27    Thirdly, the finding that the letters were fabricated and should be afforded no weight is supported by clear and logical reasons founded in the evidence. That being so, it is not open to this Court or to the Court below to decide whether or not it agrees with that finding for the reasons earlier explained at [14]. Absent a jurisdictional error, it is for the Tribunal in the exercise of its jurisdiction to decide what weight should be afforded to particular evidence: Minister for Aboriginal Affairs v Peko-Wallsend Limited (1986) 162 CLR 24 at 41 (Mason J).

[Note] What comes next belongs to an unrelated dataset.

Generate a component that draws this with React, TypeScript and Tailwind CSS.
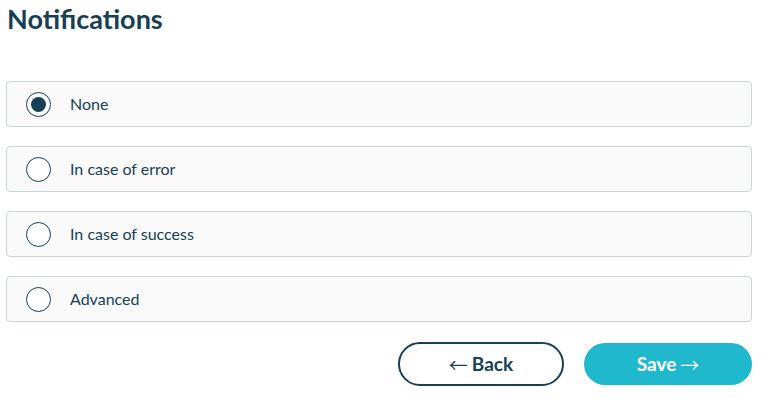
import React, { useState } from 'react';

const options = [
  { id: 'none', label: 'None' },
  { id: 'error', label: 'In case of error' },
  { id: 'success', label: 'In case of success' },
  { id: 'advanced', label: 'Advanced' },
];

export default function App() {
  const [selected, setSelected] = useState('none');

  return (
    <div className="w-[746px] ml-[6px] pt-[2px] font-['Lato',sans-serif] text-[#173f55]">
      <h1 className="text-[27px] leading-[34px] font-bold ml-[1px]">Notifications</h1>

      {/* Options */}
      <div className="mt-[45px] flex flex-col gap-[19px]">
        {options.map((opt) => (
          <label
            key={opt.id}
            className="h-[46px] flex items-center bg-[#fafafa] border border-[#cbd6d6] rounded-[4px] cursor-pointer"
            onClick={() => setSelected(opt.id)}
          >
            <span className="ml-[19px] w-[25px] h-[25px] rounded-full border-[1.5px] border-[#173f55] bg-white flex items-center justify-center">
              {selected === opt.id && <span className="w-[15px] h-[15px] rounded-full bg-[#173f55]" />}
            </span>
            <span className="ml-[19px] text-[16px]">{opt.label}</span>
          </label>
        ))}
      </div>

      {/* Actions */}
      <div className="mt-[20px] flex justify-end gap-[20px]">
        <button className="w-[166px] h-[44px] rounded-full border-2 border-[#173f55] bg-white text-[19px] font-bold text-[#173f55] flex items-center justify-center">
          <span className="font-['Noto_Sans_CJK_JP',sans-serif] font-normal leading-none">←</span>
          <span className="ml-[4px]">Back</span>
        </button>
        <button className="w-[168px] h-[42px] mt-[1px] rounded-full bg-[#1fb8cd] text-[19px] font-bold text-white flex items-center justify-center">
          <span className="mr-[4px]">Save</span>
          <span className="font-['Noto_Sans_CJK_JP',sans-serif] font-normal leading-none">→</span>
        </button>
      </div>
    </div>
  );
}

28    Finally, to the extent to which the appellants alleged that the Tribunal failed to undertake broader inquiries with respect to the appellants’ claims, the Tribunal considered country information as to their claims to fear persecution because of their inter-caste marriage and because the second appellant is older than the first appellant. That information was discussed by the Tribunal with the appellants and they were given an opportunity to comment on it. However, the Tribunal found that the appellants’ claims were not supported by credible country information (Tribunal’s reasons at [229]). Nor is this a case where it is alleged that there was a failure to make an obvious inquiry about a critical fact, the existence of which could be easily ascertained, which can in some circumstances give rise to a jurisdictional error: Minister for Immigration and Citizenship v SZIAI [2009] HCA 39; (2009) 83 ALJR 1123 at [19]-[25] (Heydon J). No circumstances are identified in the context of this case which suggest that any such duty to inquire arose.


29    It follows that the appeal must be dismissed. As the first respondent has been wholly successful in defending the appeal, the appellants should pay the first respondent’s legal costs.

I certify that the preceding twenty-nine (29) numbered paragraphs are a true copy of the Reasons for Judgment herein of the Honourable Justice Perry.